One of the most important management metrics for technology vendors is the time it takes for a new product or service to attain specific market penetration levels.   The most common metric is the take-up time, usually defined as the number of months and/or years to go from x% penetration of the market to y% penetration of the market. Forecasting take-up time with high confidence is required for many critical business decisions.

Take-up times are getting shorter and the rate of change is accelerating in both the enterprise and consumer markets.   This acceleration is creating a new set of development and marketing challenges for technology vendors and a need for new approaches to forecasting market sizes, trends and segmentations.

As this chart first published by the New York Times in 2008  clearly shows, the cumulative curves are getting steeper and the market lives are getting correspondingly shorter.   More important, this is a relatively recent change.  It took approximately 50 years for the architectural and construction technologies responsible for the building of Gothic Cathedrals to spread in Europe.  It took about 50 years for steam power to replace human and animal power; about 50 years for canals to spread in the United States; about 50 years for railroads to replace canals; and  about 50 years for electrical power to replace steam.   For over 1000 years, the time it took for category-level technological innovation to spread remained at approximately 50 years.

So what has changed?  Why are market penetration rates accelerating?  Most analysts will answer, “because for the first time since the invention of the printing press, changes to the communication process itself have accelerated the rate that information about innovations diffuse in the marketplace.”   While this is true, it does not explain the real drivers and factors that define today’s markets.   Before addressing the real causes it is necessary to understand the major problem that this change has created for the technology market forecaster.

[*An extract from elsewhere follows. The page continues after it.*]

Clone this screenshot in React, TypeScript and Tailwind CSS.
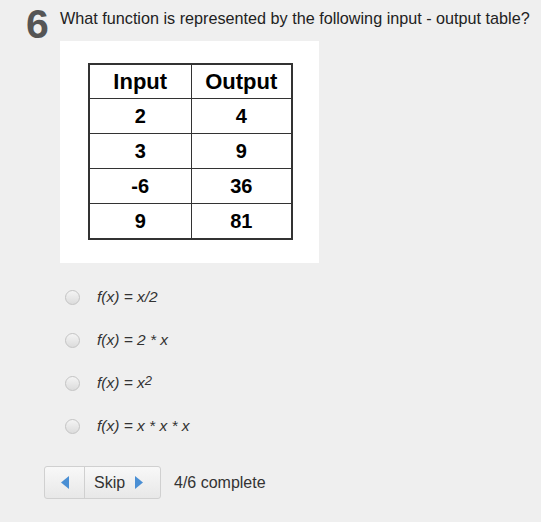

The most common process that many forecasters use to construct their forecasts is to  fit a curve to historical periodic unit data and extrapolate that curve.  Most of the time the curve is some form of the exponential function such as a Compound Annual Growth Rate (CAGR).   For most purposes this approach has sufficed since, for a sufficiently short segment of a bell-shaped curve, the error will be within the required forecast precision.   The chart below shows a Fisher-Pry Life Cycle market model for an innovation that has a 50 year life with an adoption growth rate of 20%.1

Data for shipments in the 7th through 12th years were used to compute a CAGR that was then used to forecast the 13th through the 17th years.  The fit is reasonable.  The error in the 13th year is only 13% usually acceptable in the 5th year of a five-year forecast.   However, even in this example we can see that the error will increase if the forecast period contains an inflection point, and most significantly at the peak.  There are two other inflection points.  The earliest is at the point where accelerating growth changes to decelerating growth, and the final one is at the point where accelerating decline changes to  decelerating decline.

However, if the life of the market is shorter, the error can become significant.  In the chart below the estimated life has been shortened to 30 years.

It would seem that the solution would be to apply the classic life cycle models instead of the traditional growth models.   Unfortunately, the classic life cycle models have limits as well.   These models, while serving adequately for the past 50 years, are not complete.  The models harbor flaws that were not recognized or were ignored when life cycles were longer.  As life cycles shortened, the flaws in the classic models become problematic.

In order to understand the true nature of today’s markets we need to look back in time.  Building on three centuries of scientific, sociological and economic research, the modern theory of how new products and services are bought by consumers was first proposed by Everett M. Rodgers in his 1962 seminal work, Diffusion of Innovations. Many are familiar with the classic graphical representation of this model with its S-shaped cumulative curve and bell-shaped periodic curve, as well as the classic division of the market into five phases.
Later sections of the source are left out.